Bank of America (BAC) is one of the biggest financial institutions worldwide, serving millions of individual consumers, businesses, and governments.
The company offers a wide range of financial services, including banking, investing, asset management, and risk management services.
Bank of America is currently the second-largest U.S. diversified bank in terms of market cap. Valued at $349 billion, it comes after only JPMorgan Chase & Co. (JPM). Banks are benefiting greatly from the ongoing excess supply of cash.
The monetary policy, and stimulus check frenzy, act as a great growth catalyst that keeps boosting its financials. Bank of America’s latest results clearly reflect this. I am bullish on the stock. (See BAC stock charts on TipRanks)
Cheap Interest Rates, Strong Profitability
The dead-cheap (and continuously declining) interest rate climate has caused investors in the banking industry to worry for years now.
Generally, a decline in interest rates leads to compressed lending margins for banks. Low rates tend to flatten the yield curve, which usually unfavorably impacts net interest incomes, echoing the fact that banks aim to borrow short-term, and lend long-term.
Bank of America and its peers have felt the agony of lower rates, and the company’s most recent quarter again reflected this. In Q2 2021, Bank of America’s net interest income declined 6% to 10.2 billion.
Still, the company managed to deliver a net income of $9.2 billion, the highest quarterly bottom line in its history. This was driven by robust growth in consumer deposits, which grew 21% to $979 billion, lower credit costs, a $3.7-billion improvement in provision for credit losses, and record consumer inflows in investment products.
Massive Buybacks to Boost EPS
Since suspending buybacks during the Great Financial Crisis, Bank of America has been gradually boosting repurchases, rewarding its shareholders richly.
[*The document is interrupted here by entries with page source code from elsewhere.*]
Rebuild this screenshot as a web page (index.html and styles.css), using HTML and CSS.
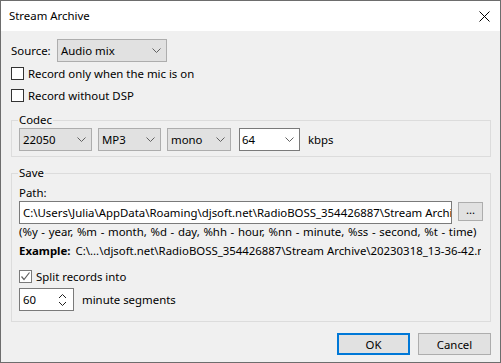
FILE: index.html
```html
<!DOCTYPE html>
<html lang="en">
<head>
    <meta charset="UTF-8">
    <meta name="viewport" content="width=device-width, initial-scale=1.0">
    <title>Stream Archive</title>
    <link rel="stylesheet" href="styles.css">
</head>
<body>
    <div class="window">
        <div class="titlebar">
            <span class="title">Stream Archive</span>
            <span class="close">
                <svg width="11" height="11" viewBox="0 0 11 11"><path d="M0.5 0.5L10.5 10.5M10.5 0.5L0.5 10.5" stroke="#000" stroke-width="1" fill="none"/></svg>
            </span>
        </div>
        <div class="content">
            <div class="row source-row">
                <span class="label">Source:</span>
                <div class="combo w-source">
                    <span class="value">Audio mix</span>
                    <svg class="chevron" width="9" height="5" viewBox="0 0 9 5"><polyline points="0.5,0.5 4.5,4.5 8.5,0.5" stroke="#606060" fill="none"/></svg>
                </div>
            </div>
            <div class="check"><span class="box"></span>Record only when the mic is on</div>
            <div class="check"><span class="box"></span>Record without DSP</div>

            <fieldset class="group codec">
                <legend>Codec</legend>
                <div class="row">
                    <div class="combo w-rate">
                        <span class="value">22050</span>
                        <svg class="chevron" width="9" height="5" viewBox="0 0 9 5"><polyline points="0.5,0.5 4.5,4.5 8.5,0.5" stroke="#606060" fill="none"/></svg>
                    </div>
                    <div class="combo w-format">
                        <span class="value">MP3</span>
                        <svg class="chevron" width="9" height="5" viewBox="0 0 9 5"><polyline points="0.5,0.5 4.5,4.5 8.5,0.5" stroke="#606060" fill="none"/></svg>
                    </div>
                    <div class="combo w-channels">
                        <span class="value">mono</span>
                        <svg class="chevron" width="9" height="5" viewBox="0 0 9 5"><polyline points="0.5,0.5 4.5,4.5 8.5,0.5" stroke="#606060" fill="none"/></svg>
                    </div>
                    <div class="combo edit w-bitrate">
                        <span class="value">64</span>
                        <svg class="chevron" width="9" height="5" viewBox="0 0 9 5"><polyline points="0.5,0.5 4.5,4.5 8.5,0.5" stroke="#606060" fill="none"/></svg>
                    </div>
                    <span class="unit">kbps</span>
                </div>
            </fieldset>

            <fieldset class="group save">
                <legend>Save</legend>
                <div class="field-label">Path:</div>
                <div class="row path-row">
                    <div class="textbox path">C:\Users\Julia\AppData\Roaming\djsoft.net\RadioBOSS_354426887\Stream Archive</div>
                    <div class="btn browse">...</div>
                </div>
                <div class="hint">(%y - year, %m - month, %d - day, %hh - hour, %nn - minute, %ss - second, %t - time)</div>
                <div class="example"><b>Example:</b><span class="example-value">C:\...\djsoft.net\RadioBOSS_354426887\Stream Archive\20230318_13-36-42.m</span></div>
                <div class="check split"><span class="box checked">
                    <svg width="11" height="11" viewBox="0 0 11 11"><polyline points="1.5,5.5 4,8.5 9.5,1.5" stroke="#606060" stroke-width="1.2" fill="none"/></svg>
                </span>Split records into</div>
                <div class="row segment-row">
                    <div class="textbox spin">
                        <span class="value">60</span>
                        <svg class="spin-arrows" width="9" height="14" viewBox="0 0 9 14"><polyline points="1,5 4.5,1.5 8,5" stroke="#202020" fill="none"/><polyline points="1,9 4.5,12.5 8,9" stroke="#202020" fill="none"/></svg>
                    </div>
                    <span class="unit">minute segments</span>
                </div>
            </fieldset>

            <div class="buttons">
                <div class="btn default">OK</div>
                <div class="btn">Cancel</div>
            </div>
        </div>
    </div>
</body>
</html>
```

FILE: styles.css
```css
body {
    margin: 0;
    font-family: "Noto Sans", "Open Sans", sans-serif;
    font-size: 11.4px;
    color: #000;
    background: #f0f0f0;
}
.window {
    width: 501px;
    height: 363px;
    box-sizing: border-box;
    border: 1px solid #6d6d6d;
    background: #f0f0f0;
    display: flex;
    flex-direction: column;
}
.titlebar {
    height: 30px;
    background: #fff;
    display: flex;
    align-items: center;
    justify-content: space-between;
    padding: 0 10px 0 8px;
}
.title {
    line-height: 16px;
}
.close {
    display: flex;
}
.content {
    padding: 8px 9px 0 10px;
}
.row {
    display: flex;
    align-items: center;
}
.source-row .label {
    width: 46px;
}
.combo {
    height: 23px;
    box-sizing: border-box;
    border: 1px solid #adadad;
    background: #e1e1e1;
    display: flex;
    align-items: center;
    justify-content: space-between;
    padding: 0 5px 0 3px;
}
.combo.edit {
    background: #fff;
    border-color: #7a7a7a;
    padding-left: 2px;
}
.w-source { width: 110px; }
.w-rate { width: 73px; margin-right: 6px; }
.w-format { width: 63px; margin-right: 6px; }
.w-channels { width: 64px; margin-right: 8px; }
.w-bitrate { width: 61px; margin-right: 8px; }
.check {
    height: 22px;
    display: flex;
    align-items: center;
}
.box {
    width: 13px;
    height: 13px;
    box-sizing: border-box;
    border: 1px solid #333;
    background: #fff;
    margin-right: 4px;
    display: flex;
    align-items: center;
    justify-content: center;
}
.box.checked {
    border-color: #7a7a7a;
}
.group {
    margin: 0;
    border: 1px solid #dcdcdc;
    padding: 0 7px;
    min-width: 0;
}
.group legend {
    padding: 0 1px;
    margin-left: -1px;
    line-height: 16px;
}
.codec {
    margin-top: 6px;
    padding-bottom: 5px;
}
.save {
    margin-top: 8px;
    padding-bottom: 10px;
}
.field-label {
    line-height: 16px;
    padding-top: 4px;
}
.textbox {
    height: 23px;
    box-sizing: border-box;
    border: 1px solid #7a7a7a;
    background: #fff;
    padding: 0 3px;
    display: flex;
    align-items: center;
    white-space: nowrap;
    overflow: hidden;
}
.path {
    width: 434px;
}
.path-row {
    align-items: flex-start;
}
.btn {
    box-sizing: border-box;
    border: 1px solid #adadad;
    background: #e1e1e1;
    display: flex;
    align-items: center;
    justify-content: center;
}
.browse {
    width: 25px;
    height: 19px;
    margin: 1px 0 0 6px;
    padding-bottom: 4px;
}
.hint {
    line-height: 16px;
    white-space: nowrap;
    word-spacing: 0.7px;
}
.example {
    line-height: 16px;
    margin-top: 3px;
    white-space: nowrap;
    overflow: hidden;
    margin-right: 2px;
}
.example b {
    margin-right: 5px;
}
.split {
    margin-top: 6px;
}
.segment-row {
    margin-top: 1px;
}
.spin {
    width: 55px;
    justify-content: space-between;
    padding-right: 6px;
}
.segment-row .unit {
    margin-left: 8px;
}
.buttons {
    display: flex;
    justify-content: flex-end;
    gap: 8px;
    margin-top: 11px;
}
.buttons .btn {
    width: 73px;
    height: 22px;
}
.buttons .default {
    border: 2px solid #0078d7;
}
```
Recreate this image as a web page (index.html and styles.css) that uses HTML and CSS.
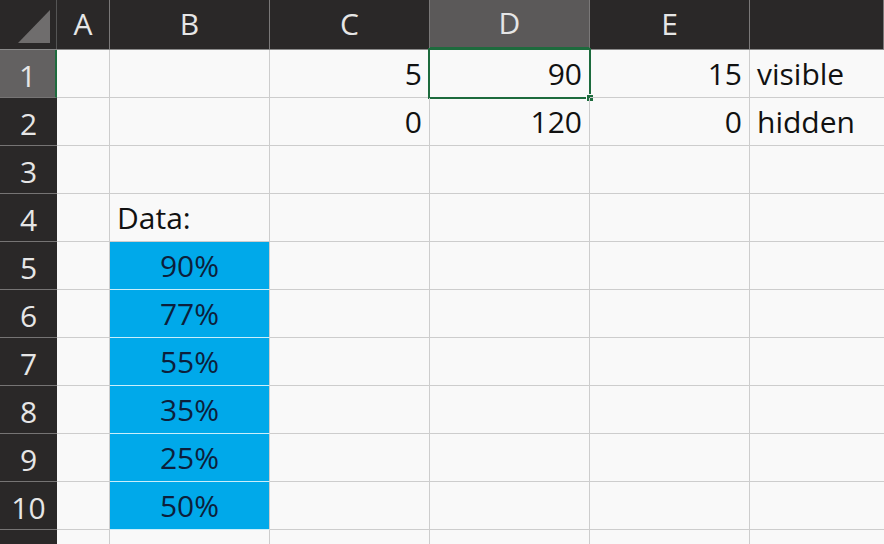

In 2019, the company’s repurchases hit a record of around $28 billion. While management paused buybacks in the early stages of the pandemic to be prudent, it has started reaccelerating them. In Q2, buybacks amounted to $4.21 billion.
Considering the bank’s record profitability, buybacks could reasonably return to the $7-billion range per quarter. Assuming a reasonable return to $28 billion per year, the company would be buying back around 8.3% of its shares outstanding each year at its current market cap.
Hence, not only should EPS considerably benefit from buybacks, but along with the stock’s dividend yield, which currently hovers at around 1.9%, shareholders should enjoy a capital return yield north of 10%.
Bank of America is currently trading at 14 times its next 12-month net income, which should be a rather reasonable multiple.
Besides the excess supply of cash during these times, which should continue benefiting the company through more deposits and investor inflows, its aggressive buybacks should act as a strong EPS catalyst, as mentioned above.
Strong dividend increases ahead should also incentivize investors to keep buying the stock at its current levels, which should prevent a valuation compression. The company’s latest DPS hike was by an impressive 17%, after it successfully passed its stress tests.
Wall Street’s Take
Turning to Wall Street, Bank of America has a Moderate Buy consensus rating on the stock, based on six Buys, four Holds, and one Sell assigned in the past three months. At $42.32, the average BAC price target implies 7% upside potential.
Disclosure: At the time of publication, Nikolaos Sismanis did not have a position in any of the securities mentioned in this article.